Sunday, August 26, 2007

My Baby's a Top

Well it's been a little while since I've posted here. It's been a busy week & between a yeast infection & vaginal bleeding, some sleepless nights & an infected ingrown toenail I've just not had it in me to blog. Until today. As a special bonus to all you lovely QWOC fans I'm going to post on my favorite subject: sex. Here goes!

I'm not sure among regular vanilla sexual heterosexuals (vanilla means not too kinky sexually) if discussions of who's a top & who is a bottom comes up. With the dudes I've dated (yes indeed I've "known" some guys) this has never really come up. It's never been a key factor that was discussed before engaging in the relationship.

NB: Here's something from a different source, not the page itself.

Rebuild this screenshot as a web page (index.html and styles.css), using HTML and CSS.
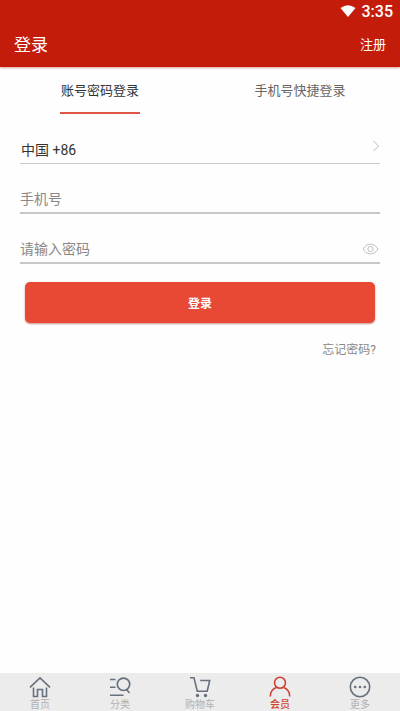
FILE: index.html
```html
<!DOCTYPE html>
<html lang="zh-CN">
<head>
<meta charset="utf-8">
<meta name="viewport" content="width=device-width, initial-scale=1">
<title>登录</title>
<link rel="stylesheet" href="styles.css">
</head>
<body>
<header class="header">
  <div class="status">
    <svg class="wifi" viewBox="0 0 16 12" aria-hidden="true"><path d="M0.500 3Q8-2.500 15.500 3L8 12Z"/></svg>
    <span>3:35</span>
  </div>
  <div class="titlebar">
    <h1 class="title">登录</h1>
    <a class="register" href="#">注册</a>
  </div>
</header>
<main class="main">
  <div class="tabs">
    <button class="tab tab-active" type="button">账号密码登录</button>
    <button class="tab" type="button">手机号快捷登录</button>
  </div>
  <form class="form">
    <button class="country" type="button">
      <span>中国 +86</span>
      <svg class="chevron" viewBox="0 0 8 12" aria-hidden="true"><path d="M1.500 1 6.500 6l-5 5"/></svg>
    </button>
    <div class="field">
      <input class="input" type="tel" placeholder="手机号" aria-label="手机号">
    </div>
    <div class="field">
      <input class="input" type="password" placeholder="请输入密码" aria-label="请输入密码">
      <button class="reveal" type="button" aria-label="显示密码">
        <svg class="eye" viewBox="0 0 18 12" aria-hidden="true"><path d="M1 6Q4 0.700 9 0.700T17 6q-3 5.300-8 5.300T1 6Z"/><circle cx="9" cy="6" r="2.800"/></svg>
      </button>
    </div>
    <button class="submit" type="submit">登录</button>
    <a class="forgot" href="#">忘记密码?</a>
  </form>
</main>
<nav class="nav">
  <a class="item" href="#">
    <svg class="icon" viewBox="0 0 22 22" aria-hidden="true"><path d="M1 11.300 11 1.800l10 9.500M4.500 11.500V20.500h4v-7h5v7h4v-9"/></svg>
    <span>首页</span>
  </a>
  <a class="item" href="#">
    <svg class="icon" viewBox="0 0 22 22" aria-hidden="true"><path d="M1 3.500h5.500M1 11.200h5.500M1 19.300h13.500"/><circle cx="14.500" cy="8.300" r="6.200"/><path d="m17.500 13.500 3 3.500"/></svg>
    <span>分类</span>
  </a>
  <a class="item" href="#">
    <svg class="icon" viewBox="0 0 22 22" aria-hidden="true"><path d="M1 1.700h4l3.300 13.500h9.900L20.700 4.500h-9.500"/><circle class="solid" cx="8.500" cy="19.500" r="1.700"/><circle class="solid" cx="16.500" cy="19.500" r="1.700"/></svg>
    <span>购物车</span>
  </a>
  <a class="item item-active" href="#" aria-current="page">
    <svg class="icon" viewBox="0 0 22 22" aria-hidden="true"><circle cx="11" cy="6.800" r="5.500"/><path d="M1.300 20.500c0-4.700 2.500-7.700 6-9M20.700 20.500c0-4.700-2.500-7.700-6-9"/></svg>
    <span>会员</span>
  </a>
  <a class="item" href="#">
    <svg class="icon" viewBox="0 0 22 22" aria-hidden="true"><circle cx="11" cy="11" r="9.700"/><circle class="solid" cx="6.200" cy="11" r="1.300"/><circle class="solid" cx="11" cy="11" r="1.300"/><circle class="solid" cx="15.800" cy="11" r="1.300"/></svg>
    <span>更多</span>
  </a>
</nav>
</body>
</html>
```
FILE: styles.css
```css
* {
  box-sizing: border-box;
}

body {
  margin: 0;
  min-height: 100vh;
  display: flex;
  flex-direction: column;
  background: #fefefe;
  color: #333;
  font-family: Roboto, "Noto Sans CJK SC", sans-serif;
}

button,
input {
  margin: 0;
  padding: 0;
  border: 0;
  background: none;
  color: inherit;
  font: inherit;
}

a {
  color: inherit;
  text-decoration: none;
}

svg {
  display: block;
  fill: none;
  stroke: currentColor;
}

.header {
  background: #c41c0a;
  color: #fff;
  box-shadow: 0 1px 2px rgba(160, 20, 0, 0.4);
}

.status {
  display: flex;
  justify-content: flex-end;
  align-items: center;
  gap: 6px;
  height: 22px;
  padding-right: 7px;
  font-size: 16px;
  font-weight: 500;
}

.wifi {
  width: 16px;
  height: 12px;
  fill: #fff;
  stroke: none;
}

.titlebar {
  display: flex;
  justify-content: space-between;
  align-items: center;
  height: 45px;
  padding: 0 14px 2px;
}

.title {
  margin: 0;
  font-size: 17px;
  font-weight: 400;
}

.register {
  font-size: 13px;
}

.tabs {
  display: grid;
  grid-template-columns: 1fr 1fr;
  justify-items: center;
}

.tab {
  height: 47px;
  padding: 0 1px;
  border-bottom: 2px solid transparent;
  color: #666;
  font-size: 13px;
}

.tab-active {
  border-color: #e05646;
  color: #333;
}

.form {
  display: flex;
  flex-direction: column;
  padding: 20px 20px 0;
  font-size: 14px;
}

.country {
  display: flex;
  justify-content: space-between;
  align-items: center;
  height: 30px;
  border-bottom: 1px solid #ccc;
  padding: 0 0 0 1px;
}

.chevron {
  width: 8px;
  height: 12px;
  margin-bottom: 5px;
  color: #bbb;
}

.field {
  display: flex;
  align-items: center;
  height: 29px;
  margin-top: 21px;
  border-bottom: 2px solid #c8c8c8;
}

.input {
  flex: 1;
  min-width: 0;
  height: 100%;
  outline: 0;
}

.input::placeholder {
  color: #888;
  opacity: 1;
}

.reveal {
  padding-right: 1px;
}

.eye {
  width: 17px;
  height: 12px;
  color: #bbb;
}

.submit {
  height: 41px;
  margin: 18px 5px 0;
  border-radius: 5px;
  background: #e74935;
  box-shadow: 0 1px 2px rgba(150, 40, 20, 0.5);
  color: #fff;
  font-size: 12px;
  font-weight: 700;
}

.forgot {
  align-self: flex-end;
  margin: 17px 4px 0 0;
  color: #888;
  font-size: 12px;
}

.nav {
  display: flex;
  height: 38px;
  margin-top: auto;
  padding-top: 3px;
  background: #ececec;
}

.item {
  flex: 1;
  display: flex;
  flex-direction: column;
  align-items: center;
  color: #b0b0b0;
  font-size: 10px;
  line-height: 13px;
}

.icon {
  width: 22px;
  height: 22px;
  color: #66717d;
  stroke-width: 1.6;
}

.solid {
  fill: currentColor;
  stroke: none;
}

.item-active,
.item-active .icon {
  color: #cf402f;
}

.item-active {
  font-weight: 500;
}
```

But in many queer relationship and among the kinky the "are you a top or bottom" question is very important. First though we must define what top & bottom means. You don't have to be into S/M to have a tendency toward one of these sexual roles. Some people who are tops simply & naturally enjoy being sometimes quite literally on top. Many a top is the more aggressive partner, meaning everything from initiating sex more to penetrating their partner, to being the "giver" to enjoying mild to severe physical demonstration upon their sexual partner including such things as light playful spanking to beating their partner with whips & such.

A top doesn't always have to be on top or the giver. Some tops can "demand" to be tied up or receive oral sex or be more subtle & somehow convey a sense of being in charge sexually with just their eyes and facial expressions.

A bottom is also a diverse expression of sexuality. A bottom can literally enjoy being on the bottom more. A bottom may enjoy receiving pleasure whereas a top gets off (sometimes literally) on giving pleasure. Also bottoms may enjoy simply giving up their power to their partner & being taken and having done to them whatever their top wants to do. Not all bottoms are that way though. Some enjoy making or getting their partner to spank them or punish them or ravage them (whew is it getting hot in here?) or discipline them or penetrate them. They may do this by being quietly naughty or even loud & demanding.

As the Fairy Butch says about these sexual roles it's about "the position you favor relative to sexual power."

Life is not as we all know simply black or white, good or bad. And in terms of sexuality there is more than just bottom or top. The old school terms for some one who could be both a bottom & top was switch. Nowadays most of us say versatile. I think most folks are generally able to switch power expression and roles as the energy dictates. It's up to the couple to negotiate & share through verbal and non-verbal communication where each person is in terms of their personal sexual expression. Sometimes in a couple where both partners are versatile and lets say both feel like being more aggressive, one may have to acquiesce for the moment & then get their turn later.

Like most folks my partner & I have a very diverse & exciting sexual expression. We don't have any kind of routine & like to "mix it up" on many levels. And while I'm defiantly versatile I tend more toward a bottom expression. I enjoy most being taken by my partner & having her in charge so to speak of our sexual act. This doesn't mean I'm not an active participant or have power. In fact it's a little known fact that the bottom is often really the one in charge because s/he is letting the other person do what their doing and without such permission nothing would take place. I'm passionate as a bottom & pull hair & push my partner to me, but I let her take her time & enjoy her demonstration of sexual power. I'm what one would call a versatile bottom because if I'm in a sexual situation where my partner is a bottom I'm able to be the top with no problem. Though for me such a scenario couldn't last on a long term basis but I do sometimes enjoy and even crave to be sexually dominant.

My partner is versatile to a degree. But calling her a versatile top might be a slight stretch. Yes she likes to receive & will have me physically on top of her, but there are things that I just can't top her with. That doesn't mean I can't show her new things or initiate sex. I do. But overall she always wants me to receive and enjoy the pleasure she gives. She often will physically pull me to her at the start of sex. And the most important part, she pays attention to what I like & where my energy is and knows intrinsically how to respond. And that makes my baby not only a top but a great one.